- DATA SEGMENT -

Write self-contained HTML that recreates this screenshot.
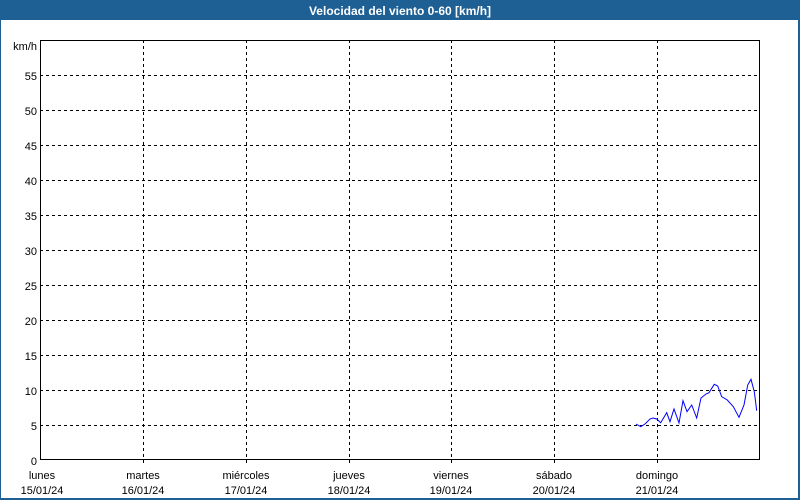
<!DOCTYPE html>
<html><head><meta charset="utf-8"><style>
html,body{margin:0;padding:0;background:#fff;}
svg{display:block;font-family:"Liberation Sans",sans-serif;}
</style></head><body>
<svg width="800" height="500" viewBox="0 0 800 500" xmlns="http://www.w3.org/2000/svg">
<rect x="0" y="0" width="800" height="500" fill="#1e5f94"/>
<rect x="1" y="20" width="797" height="478" fill="#fff"/>
<text x="400" y="15" fill="#fff" font-size="12" font-weight="bold" text-anchor="middle">Velocidad del viento 0-60 [km/h]</text>
<g stroke="#000" stroke-width="1" stroke-dasharray="3,3" fill="none" shape-rendering="crispEdges">
<path d="M40 75.5H760M40 110.5H760M40 145.5H760M40 180.5H760M40 215.5H760M40 250.5H760M40 285.5H760M40 320.5H760M40 355.5H760M40 390.5H760M40 425.5H760"/>
<path d="M143.5 40V466M246.5 40V466M349.5 40V466M451.5 40V466M554.5 40V466M657.5 40V466"/>
</g>
<rect x="40.5" y="40.5" width="719" height="419" fill="none" stroke="#000" stroke-width="1.3" shape-rendering="crispEdges"/>
<g font-size="11" fill="#000" text-anchor="end">
<text x="37" y="50">km/h</text>
<text x="37" y="80">55</text><text x="37" y="115">50</text><text x="37" y="150">45</text>
<text x="37" y="185">40</text><text x="37" y="220">35</text><text x="37" y="255">30</text>
<text x="37" y="290">25</text><text x="37" y="325">20</text><text x="37" y="360">15</text>
<text x="37" y="395">10</text><text x="37" y="430">5</text><text x="37" y="465">0</text>
</g>
<g font-size="11" fill="#000" text-anchor="middle">
<text x="42" y="479">lunes</text><text x="42" y="494">15/01/24</text>
<text x="143" y="479">martes</text><text x="143" y="494">16/01/24</text>
<text x="246" y="479">miércoles</text><text x="246" y="494">17/01/24</text>
<text x="349" y="479">jueves</text><text x="349" y="494">18/01/24</text>
<text x="451" y="479">viernes</text><text x="451" y="494">19/01/24</text>
<text x="554" y="479">sábado</text><text x="554" y="494">20/01/24</text>
<text x="657" y="479">domingo</text><text x="657" y="494">21/01/24</text>
</g>
<polyline fill="none" stroke="#0000ff" stroke-width="1" points="636,424 640.7,426.7 645,424 650,419 653,418 656.7,419 660.7,422.7 666.7,412.7 670,421.7 674,409 679,423 683,400.7 687,411.7 691.7,405 696.7,418 701,398 706,394 709,392.7 714.3,384.3 717.7,386 721.7,396.7 727.3,400 733.3,406.7 739,417.3 744,405 747.7,385 751,379.3 754.3,391.7 756.7,410.7"/>
</svg>
</body></html>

- THE REQUEST -
Pictures are to be left out; repeat all the remaining data exactly.

- WRITTEN ANSWER -
Write self-contained HTML that recreates this screenshot.
<!DOCTYPE html>
<html><head><meta charset="utf-8"><style>
html,body{margin:0;padding:0;background:#fff;}
svg{display:block;font-family:"Liberation Sans",sans-serif;}
</style></head><body>
<svg width="800" height="500" viewBox="0 0 800 500" xmlns="http://www.w3.org/2000/svg">
<rect x="0" y="0" width="800" height="500" fill="#1e5f94"/>
<rect x="1" y="20" width="797" height="478" fill="#fff"/>
<text x="400" y="15" fill="#fff" font-size="12" font-weight="bold" text-anchor="middle">Velocidad del viento 0-60 [km/h]</text>
<g stroke="#000" stroke-width="1" stroke-dasharray="3,3" fill="none" shape-rendering="crispEdges">
<path d="M40 75.5H760M40 110.5H760M40 145.5H760M40 180.5H760M40 215.5H760M40 250.5H760M40 285.5H760M40 320.5H760M40 355.5H760M40 390.5H760M40 425.5H760"/>
<path d="M143.5 40V466M246.5 40V466M349.5 40V466M451.5 40V466M554.5 40V466M657.5 40V466"/>
</g>
<rect x="40.5" y="40.5" width="719" height="419" fill="none" stroke="#000" stroke-width="1.3" shape-rendering="crispEdges"/>
<g font-size="11" fill="#000" text-anchor="end">
<text x="37" y="50">km/h</text>
<text x="37" y="80">55</text><text x="37" y="115">50</text><text x="37" y="150">45</text>
<text x="37" y="185">40</text><text x="37" y="220">35</text><text x="37" y="255">30</text>
<text x="37" y="290">25</text><text x="37" y="325">20</text><text x="37" y="360">15</text>
<text x="37" y="395">10</text><text x="37" y="430">5</text><text x="37" y="465">0</text>
</g>
<g font-size="11" fill="#000" text-anchor="middle">
<text x="42" y="479">lunes</text><text x="42" y="494">15/01/24</text>
<text x="143" y="479">martes</text><text x="143" y="494">16/01/24</text>
<text x="246" y="479">miércoles</text><text x="246" y="494">17/01/24</text>
<text x="349" y="479">jueves</text><text x="349" y="494">18/01/24</text>
<text x="451" y="479">viernes</text><text x="451" y="494">19/01/24</text>
<text x="554" y="479">sábado</text><text x="554" y="494">20/01/24</text>
<text x="657" y="479">domingo</text><text x="657" y="494">21/01/24</text>
</g>
<polyline fill="none" stroke="#0000ff" stroke-width="1" points="636,424 640.7,426.7 645,424 650,419 653,418 656.7,419 660.7,422.7 666.7,412.7 670,421.7 674,409 679,423 683,400.7 687,411.7 691.7,405 696.7,418 701,398 706,394 709,392.7 714.3,384.3 717.7,386 721.7,396.7 727.3,400 733.3,406.7 739,417.3 744,405 747.7,385 751,379.3 754.3,391.7 756.7,410.7"/>
</svg>
</body></html>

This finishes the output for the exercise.